An example of a readout function for graph-level classification/regression might be:

$$\hat{y} = \boldsymbol{w}^T \left( \frac{1}{|G|} \sum_{v \in G} \boldsymbol{h}_v^T \right)$$

The hidden states of all nodes at $T$ are being average-pooled and then transformed via the weights $\boldsymbol{w}$ which are learned for the final classification/regression task. We are again free to choose any permutation invariant aggregation function.

Problems

While the message passing framework of GNNs is powerful, it comes with several challenges

Oversmoothing: Representations of hidden states become increasingly similar over multiple message-passing steps, losing distinctiveness making nodes indistinguishable.
Oversquashing: The influence of one node on another decreases exponentially with the length of the shortest path between them, akin to the vanishing gradient problem in traditional neural networks.
Under-reaching: Necessary information from one node may not reach another node within the given number of message-passing steps $T$, leading to incomplete information transfer.
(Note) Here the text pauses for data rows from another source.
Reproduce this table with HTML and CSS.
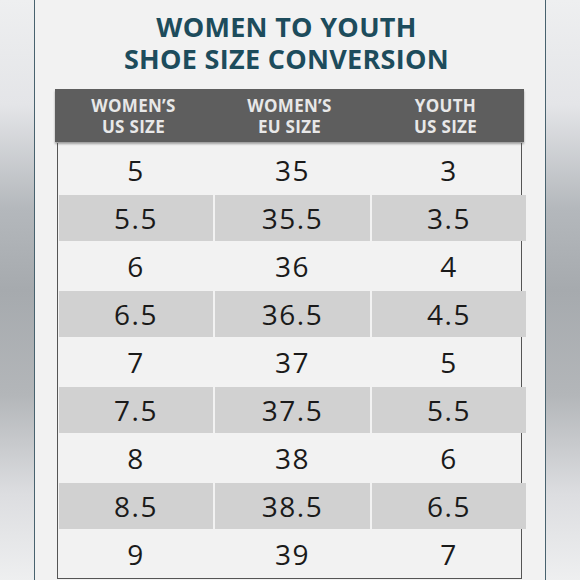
FILE: index.html
```html
<!DOCTYPE html>
<html lang="en">
<head>
  <meta charset="UTF-8" />
  <meta name="viewport" content="width=device-width, initial-scale=1.0" />
  <title>Women to Youth Shoe Size Conversion</title>
  <link rel="stylesheet" href="styles.css">
</head>
<body>
  <div class="card">
    <h1><span>WOMEN TO YOUTH</span><span>SHOE SIZE CONVERSION</span></h1>
    <div class="chart">
      <div class="chart-head">
        <div>WOMEN’S<br>US SIZE</div>
        <div>WOMEN’S<br>EU SIZE</div>
        <div>YOUTH<br>US SIZE</div>
      </div>
      <div class="chart-body">
        <div class="row"><span>5</span><span>35</span><span>3</span></div>
        <div class="row alt"><span>5.5</span><span>35.5</span><span>3.5</span></div>
        <div class="row"><span>6</span><span>36</span><span>4</span></div>
        <div class="row alt"><span>6.5</span><span>36.5</span><span>4.5</span></div>
        <div class="row"><span>7</span><span>37</span><span>5</span></div>
        <div class="row alt"><span>7.5</span><span>37.5</span><span>5.5</span></div>
        <div class="row"><span>8</span><span>38</span><span>6</span></div>
        <div class="row alt"><span>8.5</span><span>38.5</span><span>6.5</span></div>
        <div class="row"><span>9</span><span>39</span><span>7</span></div>
      </div>
    </div>
  </div>
</body>
</html>
```

FILE: styles.css
```css
/* Reset and base styling */
* { box-sizing: border-box; margin: 0; padding: 0; }
html, body { height: 100%; overflow: hidden; }
body {
  font-family: "Open Sans", "Liberation Sans", sans-serif;
  background: linear-gradient(to bottom, #eeeff0 0%, #e4e5e8 18%, #b4b8bc 36%, #a6aaae 50%, #b3b6b9 68%, #dcdde0 85%, #eeeff0 100%);
}
.card {
  width: 512px;
  height: 100%;
  margin: 0 auto;
  background: #f2f2f2;
  border-left: 1px solid #48626e;
  border-right: 1px solid #48626e;
  padding: 11px 20px 0;
}
h1 {
  text-align: center;
  font-size: 27px;
  font-weight: 700;
  color: #1d4c5c;
  letter-spacing: 0.3px;
  margin: 0 7px 14px 0;
}
h1 span { display: block; height: 32px; line-height: 32px; }
.chart { width: 469px; }
.chart-head {
  display: grid;
  grid-template-columns: 157px 155px 157px;
  height: 53px;
  background: #5e5e5e;
  box-shadow: 0 2px 2px rgba(0,0,0,0.35);
}
.chart-head div {
  display: flex; align-items: center; justify-content: center;
  text-align: center;
  color: #e8e8e8;
  font-size: 17px;
  line-height: 21px;
  font-weight: 700;
  letter-spacing: 0.3px;
}
.chart-body {
  margin: 1px 2px 0;
  border: 1px solid #555;
  border-top: none;
  padding-top: 3px;
}
.row {
  display: grid;
  grid-template-columns: 154px 155px 154px;
  column-gap: 2px;
  height: 48px;
  padding: 1px 1px;
}
.row span {
  display: flex; align-items: center; justify-content: center;
  font-size: 28px;
  letter-spacing: 1.5px;
  color: #1a1a1a;
}
.row.alt span { background: #d1d1d1; }
```
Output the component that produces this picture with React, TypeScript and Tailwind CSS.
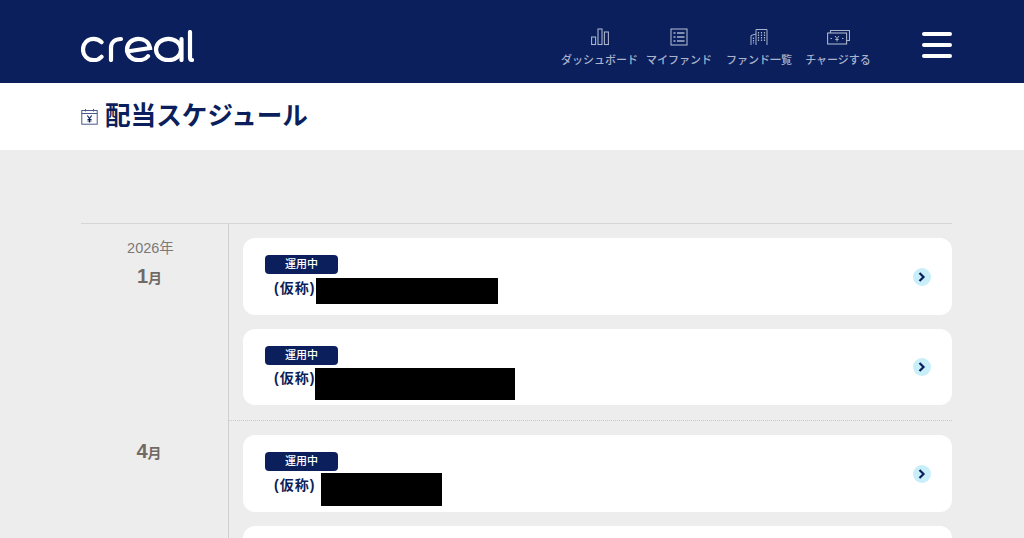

This limits the model's ability to capture long-range dependencies in the graph.
Limited expressivity: Reduced ability to differentiate between non-isomorphic graphs due to GNNs primarily relying on local neighbourhood information. Nodes in different graphs may end up with similar representations if their local neighbourhoods are structurally similar. This similarity can make it challenging to distinguish between different graph structures, thereby limiting expressivity.

Conclusion

Graph Neural Networks and Geometric Deep Learning provide powerful frameworks for modeling complex, graph structured data. By leveraging the message passing framework, these models can capture complex relational patterns and achieve remarkable performance across diverse domains where data naturally exhibits graph structure.

However, practitioners must carefully consider the inherent limitations and assess the applicability of GNNs when designing architectures for their specific use-cases.